Shadow secretary of state for international development, Diane Abbott responded to the publication of the report saying:

UK aid is being used to pay for consultants instead of alleviating poverty in the global south. We must look beyond simply spending 0.7% of UK GNI on aid, but look at how it is spent. UK aid should be first and foremost about tackling poverty and inequality and not benefitting UK business.

If consultant expertise are really needed as companies like Adam Smith International claim, then it’s insulting in this day and age for DfID to continue to spend millions on UK-based consultants when there is such a wealth of skills and experience to be found amongst civil society and public services of those countries that aid money is supposed to be going to.  We need to critically assess if the sort of free market reforms that Adam Smith International are enabling in the developing world, using UK taxpayers’ money, are actually helping to alleviate poverty or if they are making it worse.”
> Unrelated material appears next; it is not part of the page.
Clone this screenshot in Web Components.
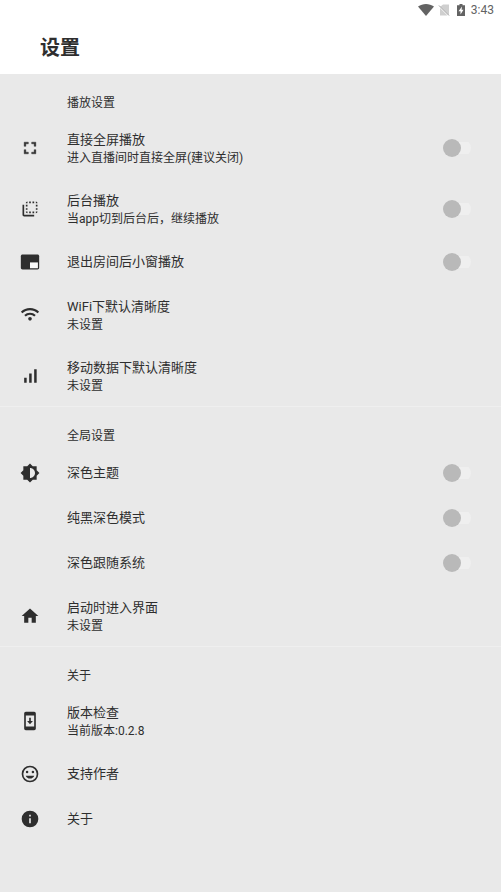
<!DOCTYPE html>
<html lang="zh-CN">
<head>
<meta charset="utf-8">
<meta name="viewport" content="width=device-width, initial-scale=1">
<title>设置</title>
<style>
html, body { margin: 0; min-height: 100%; background: #e9e9e9; }
body { font-family: Roboto, "Noto Sans CJK SC", sans-serif; color: #2e2e2e; }
</style>
</head>
<body>
<settings-page></settings-page>
<script>
const ICONS = {
  fullscreen: '<path d="M7 14H5v5h5v-2H7v-3zm-2-4h2V7h3V5H5v5zm12 7h-3v2h5v-5h-2v3zM14 5v2h3v3h2V5h-5z" stroke="currentColor" stroke-width=".5"/>',
  layers: '<path d="M9 7H7v2h2V7zm0 4H7v2h2v-2zm0-8c-1.11 0-2 .9-2 2h2V3zm4 12h-2v2h2v-2zm6-12v2h2c0-1.1-.9-2-2-2zm-6 0h-2v2h2V3zM9 17v-2H7c0 1.1.89 2 2 2zm10-4h2v-2h-2v2zm0-4h2V7h-2v2zm0 8c1.1 0 2-.9 2-2h-2v2zM5 7H3v12c0 1.1.89 2 2 2h12v-2H5V7zm10-2h2V3h-2v2zm0 12h2v-2h-2v2z"/>',
  pip: '<path d="M21 3H3c-1.1 0-2 .9-2 2v14c0 1.1.9 2 2 2h18c1.1 0 2-.9 2-2V5c0-1.1-.9-2-2-2z"/><path fill="#fafafa" d="M12 12.500h9.500v7H12z"/>',
  wifi: '<g fill="none" stroke="currentColor" stroke-width="2.600"><path d="M2 9.100a14.200 14.200 0 0 1 20 0M6 13a8.500 8.500 0 0 1 12 0"/></g><circle cx="12" cy="16.600" r="2.200"/>',
  signal: '<path d="M17 4h3v16h-3zM5 14h3v6H5zm6-5h3v11h-3z"/>',
  theme: '<path d="M20 15.310L23.310 12 20 8.690V4h-4.690L12 .69 8.690 4H4v4.690L.69 12 4 15.310V20h4.690L12 23.310 15.310 20H20v-4.690zM12 18V6c3.310 0 6 2.690 6 6s-2.690 6-6 6z"/>',
  home: '<path d="M10 20v-6h4v6h5v-8h3L12 3 2 12h3v8z"/>',
  update: '<path d="M17 1H7c-1.100 0-2 .9-2 2v18c0 1.100.9 2 2 2h10c1.100 0 2-.9 2-2V3c0-1.100-.9-2-2-2zm0 17.500H7v-13h10v13zM15.500 12H13V8h-2v4H8.500l3.500 3.800z"/>',
  smile: '<path d="M12 2a10 10 0 1 0 0 20 10 10 0 0 0 0-20zm0 18a8 8 0 1 1 0-16 8 8 0 0 1 0 16zm3.500-9a1.500 1.500 0 1 0 0-3 1.500 1.500 0 0 0 0 3zm-7 0a1.500 1.500 0 1 0 0-3 1.500 1.500 0 0 0 0 3zm3.500 6.500c2.330 0 4.310-1.460 5.110-3.500H6.890c.8 2.040 2.780 3.500 5.110 3.500z"/>',
  info: '<path d="M12 2a10 10 0 1 0 0 20 10 10 0 0 0 0-20zm1 15h-2v-6h2v6zm0-8h-2V7h2v2z"/>'
};

class StatusBar extends HTMLElement {
  connectedCallback() {
    this.attachShadow({ mode: 'open' }).innerHTML = `
      <style>
        :host { display: flex; justify-content: flex-end; align-items: center; height: 20px; padding-right: 7px; color: #636363; font-size: 12px; line-height: 20px; }
        svg { display: block; fill: currentColor; }
        .wifi { margin-right: 4px; } .sim { margin-right: 7px; } .battery { margin-right: 6px; }
      </style>
      <svg class="wifi" width="16" height="12" viewBox="0 0 16 12"><path d="M8 12 0 2.600C4.800-.8 11.200-.8 16 2.600z"/></svg>
      <svg class="sim" width="12" height="12" viewBox="0 0 12 12"><path fill="#cfcfcf" d="M5 .5h6V11L2.500 2.500zM2 4v7.500h7.500z"/><path d="M1 1.500l10 10" stroke="#9a9a9a" stroke-width="1"/></svg>
      <svg class="battery" width="8" height="12" viewBox="0 0 8 12"><path d="M2.500 0h3v1.200H8V12H0V1.200h2.500z"/><path fill="#fff" d="M5 2.500 1.500 7.200h2v3.300l3-4.700H4.600z"/></svg>
      <span>3:43</span>`;
  }
}

class AppHeader extends HTMLElement {
  connectedCallback() {
    this.attachShadow({ mode: 'open' }).innerHTML = `
      <style>
        :host { display: block; background: #fff; }
        h1 { margin: 0; padding: 13px 40px 11px; font-size: 20px; line-height: 30px; font-weight: 700; }
      </style>
      <status-bar></status-bar><h1><slot></slot></h1>`;
  }
}

class SettingsGroup extends HTMLElement {
  connectedCallback() {
    this.attachShadow({ mode: 'open' }).innerHTML = `
      <style>
        :host { display: block; }
        :host(:not(:last-of-type)) { border-bottom: 1px solid #efefef; }
        h2 { margin: 0; padding: 20px 24px 5px 67px; font-size: 12px; line-height: 18px; font-weight: 400; }
      </style>
      <section><h2>${this.getAttribute('heading')}</h2><slot></slot></section>`;
  }
}

class SettingsItem extends HTMLElement {
  connectedCallback() {
    const icon = ICONS[this.getAttribute('icon')];
    const summary = this.getAttribute('summary');
    const toggle = this.hasAttribute('toggle');
    const tag = toggle ? 'label' : 'button';
    this.attachShadow({ mode: 'open' }).innerHTML = `
      <style>
        :host { display: block; }
        .row { box-sizing: border-box; width: 100%; min-height: 45px; display: grid; grid-template-columns: 20px 1fr auto; column-gap: 27px; align-items: center; padding: 12px 30px 12px 20px; margin: 0; border: 0; background: none; color: inherit; font: inherit; text-align: left; cursor: pointer; }
        svg { display: block; width: 20px; height: 20px; fill: currentColor; }
        .text { grid-column: 2; }
        .title, .summary { display: block; }
        .title { font-size: 13px; line-height: 21px; }
        .summary { font-size: 12px; line-height: 16px; }
        input { appearance: none; display: flex; align-items: center; width: 28px; height: 18px; margin: 0; border-radius: 9px; cursor: pointer;
          background: linear-gradient(#efefef, #efefef) right center / 20px 12px no-repeat; }
        input::before { content: ""; width: 18px; height: 18px; border-radius: 50%; background: #b9b9b9; }
        input:checked { justify-content: flex-end; }
        input:checked::before { background: #555; }
      </style>
      <${tag} class="row">
        ${icon ? `<svg viewBox="0 0 24 24" aria-hidden="true">${icon}</svg>` : ''}
        <span class="text"><span class="title"><slot></slot></span>${summary ? `<span class="summary">${summary}</span>` : ''}</span>
        ${toggle ? '<input type="checkbox" role="switch">' : ''}
      </${tag}>`;
  }
}

class SettingsPage extends HTMLElement {
  connectedCallback() {
    this.attachShadow({ mode: 'open' }).innerHTML = `
      <style>:host { display: block; }</style>
      <app-header>设置</app-header>
      <main>
        <settings-group heading="播放设置">
          <settings-item icon="fullscreen" summary="进入直播间时直接全屏(建议关闭)" toggle>直接全屏播放</settings-item>
          <settings-item icon="layers" summary="当app切到后台后，继续播放" toggle>后台播放</settings-item>
          <settings-item icon="pip" toggle>退出房间后小窗播放</settings-item>
          <settings-item icon="wifi" summary="未设置">WiFi下默认清晰度</settings-item>
          <settings-item icon="signal" summary="未设置">移动数据下默认清晰度</settings-item>
        </settings-group>
        <settings-group heading="全局设置">
          <settings-item icon="theme" toggle>深色主题</settings-item>
          <settings-item toggle>纯黑深色模式</settings-item>
          <settings-item toggle>深色跟随系统</settings-item>
          <settings-item icon="home" summary="未设置">启动时进入界面</settings-item>
        </settings-group>
        <settings-group heading="关于">
          <settings-item icon="update" summary="当前版本:0.2.8">版本检查</settings-item>
          <settings-item icon="smile">支持作者</settings-item>
          <settings-item icon="info">关于</settings-item>
        </settings-group>
      </main>`;
  }
}

customElements.define('status-bar', StatusBar);
customElements.define('app-header', AppHeader);
customElements.define('settings-item', SettingsItem);
customElements.define('settings-group', SettingsGroup);
customElements.define('settings-page', SettingsPage);
</script>
</body>
</html>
Aisha Dodwell, the campaigns and policy officer at Global Justice Now said:

Many UK taxpayers would be genuinely shocked if they knew that hundreds of millions of pounds of aid money was going to ‘free market’ consultants in the UK rather than to alleviate the conditions of poverty of vulnerable communities in the developing world. UK aid could be used to strengthen public services, support civil society, and build democratic and accountable institutions. Instead of padding the pockets of big UK contractors like Adam Smith International.

It’s not just the amount of money that Adam Smith International is getting that is wrong. The free market reforms that that they are pushing in some countries are based on an outdated and discredited development ideology that has been in no small part responsible for entrenching poverty and exacerbating inequality across the developing world. The reforms around mining that ASI have been pushing in countries like Afghanistan and Papua New Guinea seem to be more concerned about the needs of foreign mining companies while actively undermining the rights of local communities.

The report is being released on the 15th anniversary of UK aid money being formally untiedfrom promoting UK business interests.  But the report argues that “DfID is too often entering into partnerships with businesses and funding private sector development projects with questionable benefits for poor communities. And despite UK aid being formally ‘untied,’ ASI and a small group of other large UK contractors have long won the lion’s share of DfID contracts.”

The current government is increasingly explicit in linking aid spending to UK security interests. The new aid strategy, unveiled in November 2015, presents aid spending on “economic development and prosperity” in developing countries as a tool to create “new trade and investment opportunities for UK companies.” This new aid strategy was recently criticised by the International Development Committee, who said that, “the new strategy risks creating an impression that poverty reduction is no longer the top priority. The most important principle of allocating UK aid should always be that it is allocated to areas where it can most effectively be used to reduce poverty, which is clearly in the UK’s national interest.”